Fighting was also reported on the outskirts of Herat, in the west, and Lashkar Gah and Kandahar in the south.
The pace of Taleban advances has caught government forces flat-footed, but they had some respite late on Saturday after US warplanes bombed Taleban positions in Sheberghan, the Jawzjan province capital seized earlier in the day.
"US forces have conducted several air strikes in defence of our Afghan partners in recent days," Major Nicole Ferrara, a Central Command spokesman, told AFP in Washington.
Sheberghan is the stronghold of notorious Afghan warlord Abdul Rashid Dostum, whose militiamen and government forces were reported to have retreated to the airport.
Dostum has overseen one of the largest militias in the north and garnered a fearsome reputation fighting the Taleban in the 1990s - along with accusations that his forces massacred thousands of insurgent prisoners of war.
Any retreat of his fighters would dent the government's recent hopes that militia groups could help bolster the country's overstretched military.
On Friday, Zaranj city in Nimroz fell "without a fight", according to its deputy governor, becoming the first provincial capital to be taken.
The government has so far not commented on the fall of the provincial capitals, other than saying they would soon be retaken.

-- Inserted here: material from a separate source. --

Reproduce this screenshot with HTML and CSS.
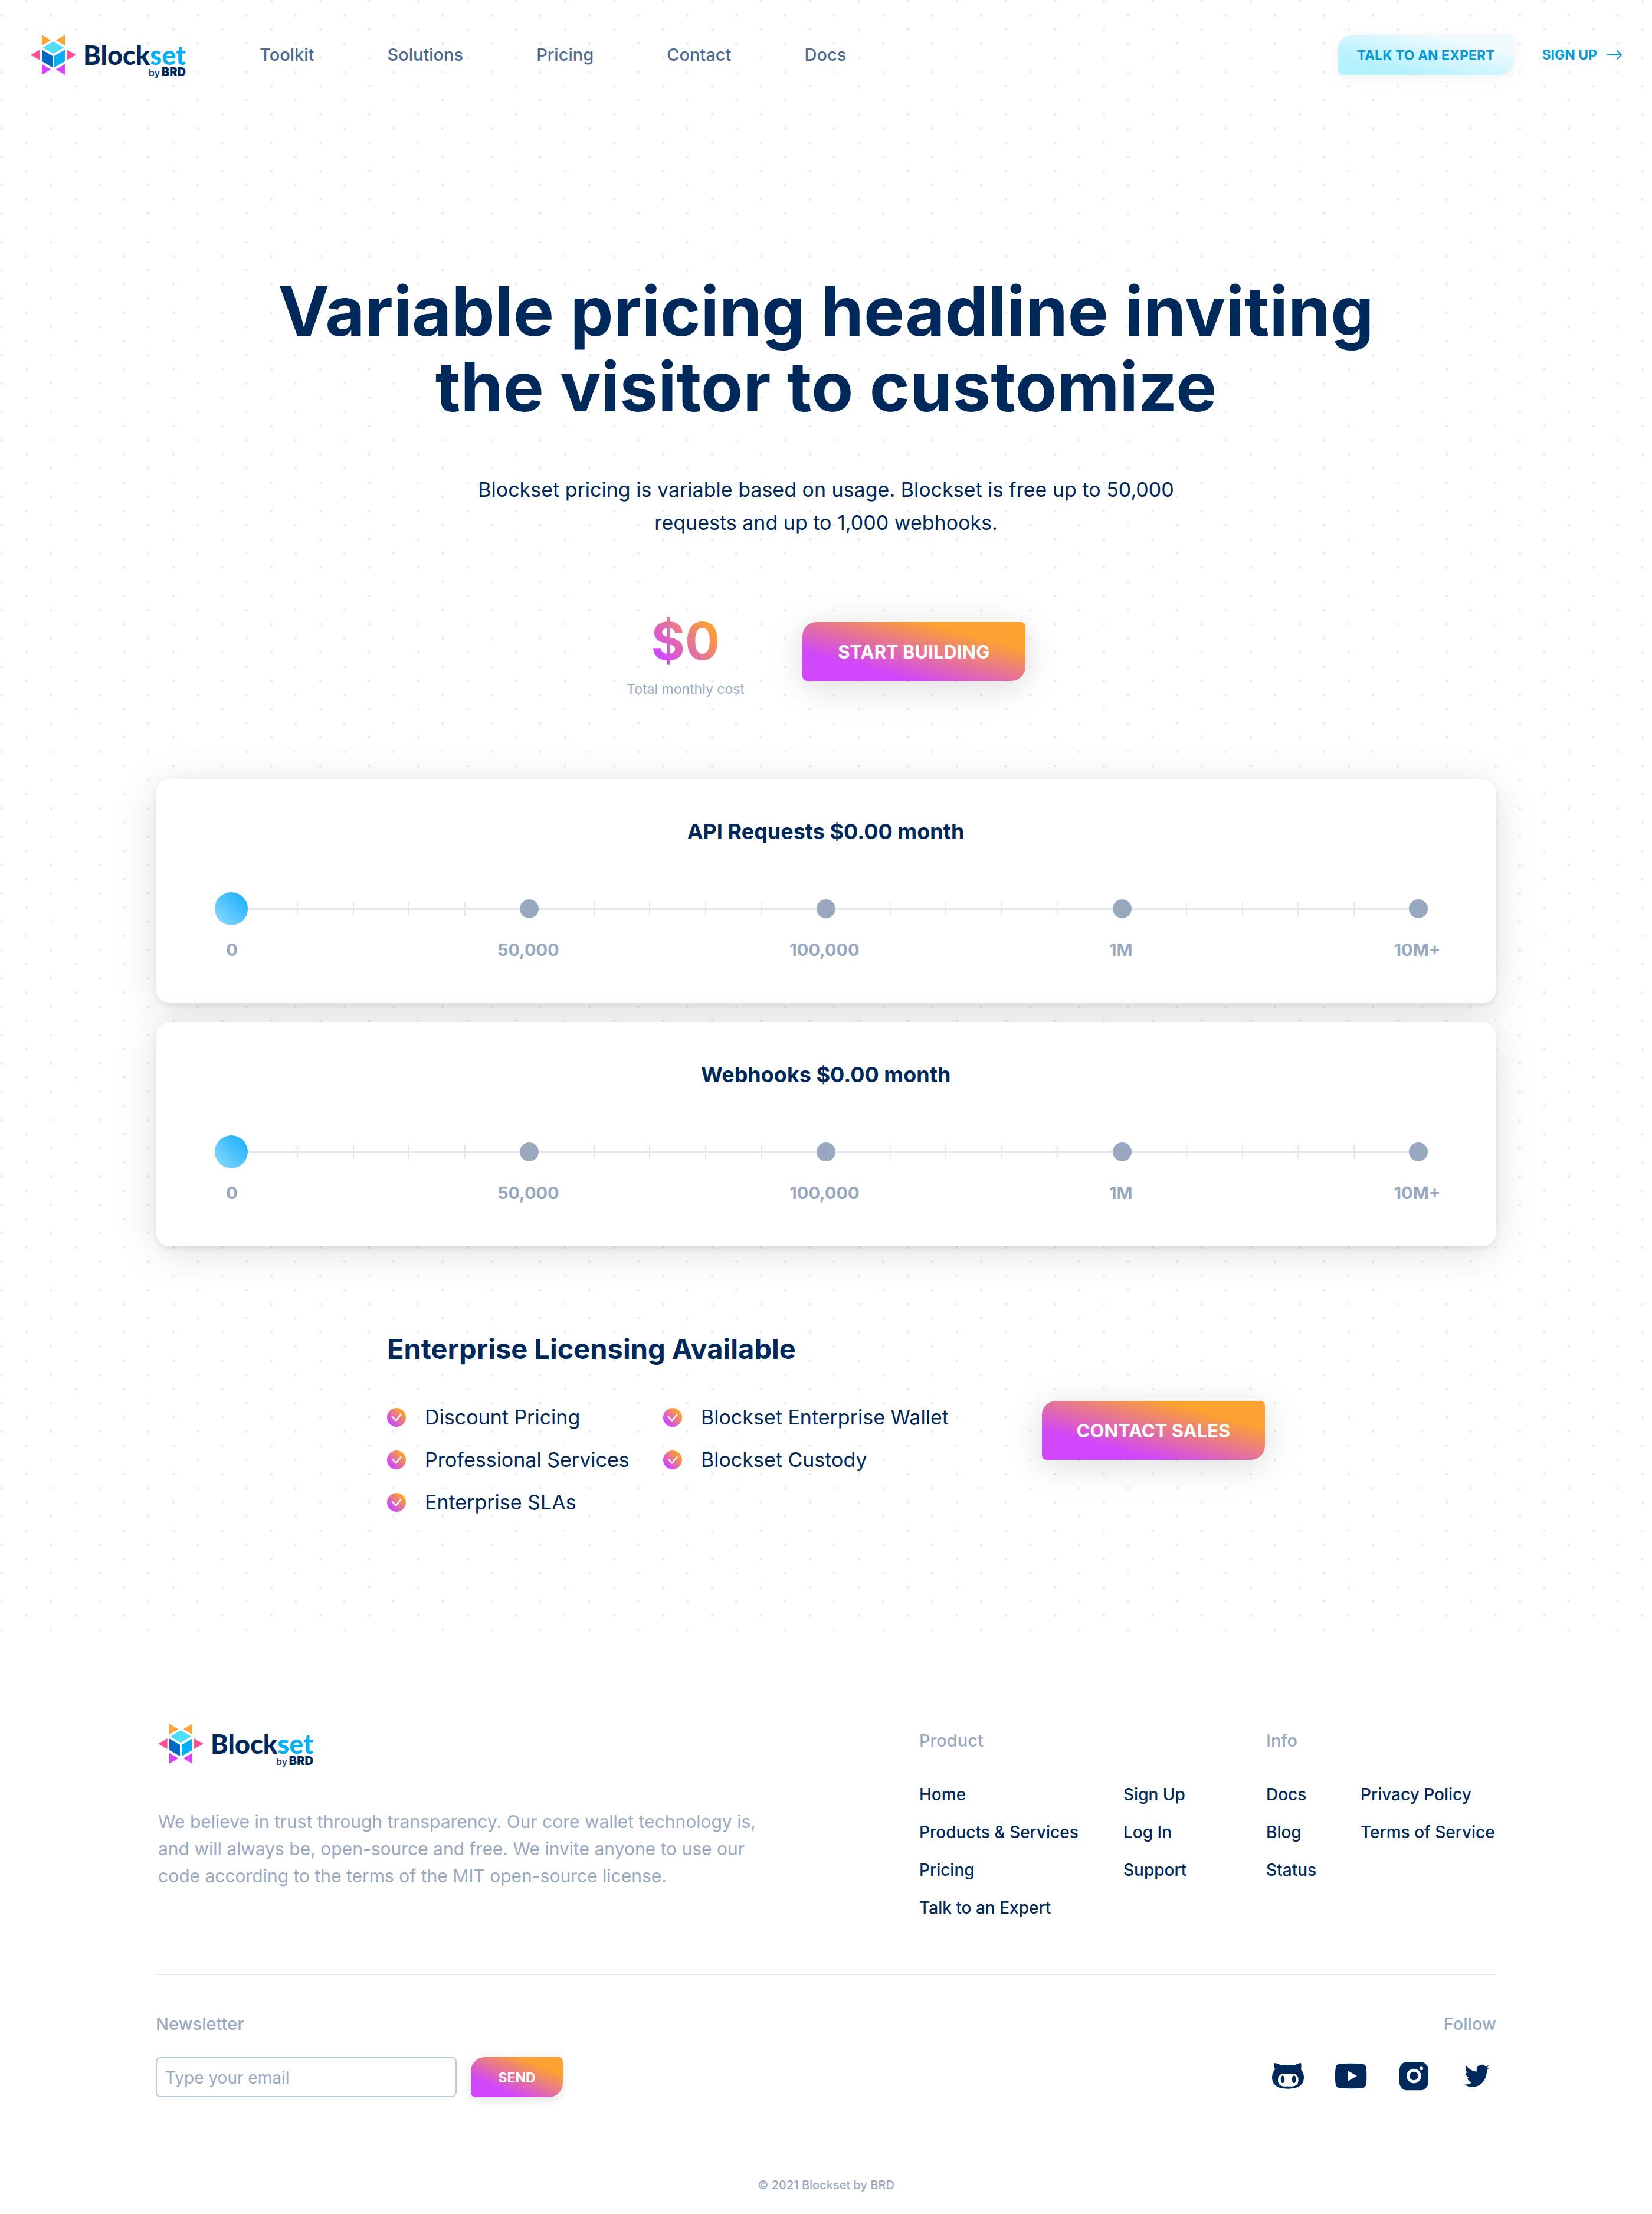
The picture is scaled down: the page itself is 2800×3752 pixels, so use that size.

That has been a familiar response to most Taleban gains of recent weeks, although government forces have largely failed to make good on promises to retake dozens of districts and border posts.
The withdrawal of foreign forces is due to be completed at the end of this month, ahead of the 20th anniversary of the Sept 11 attacks on the United States that sparked the invasion that toppled the Taleban.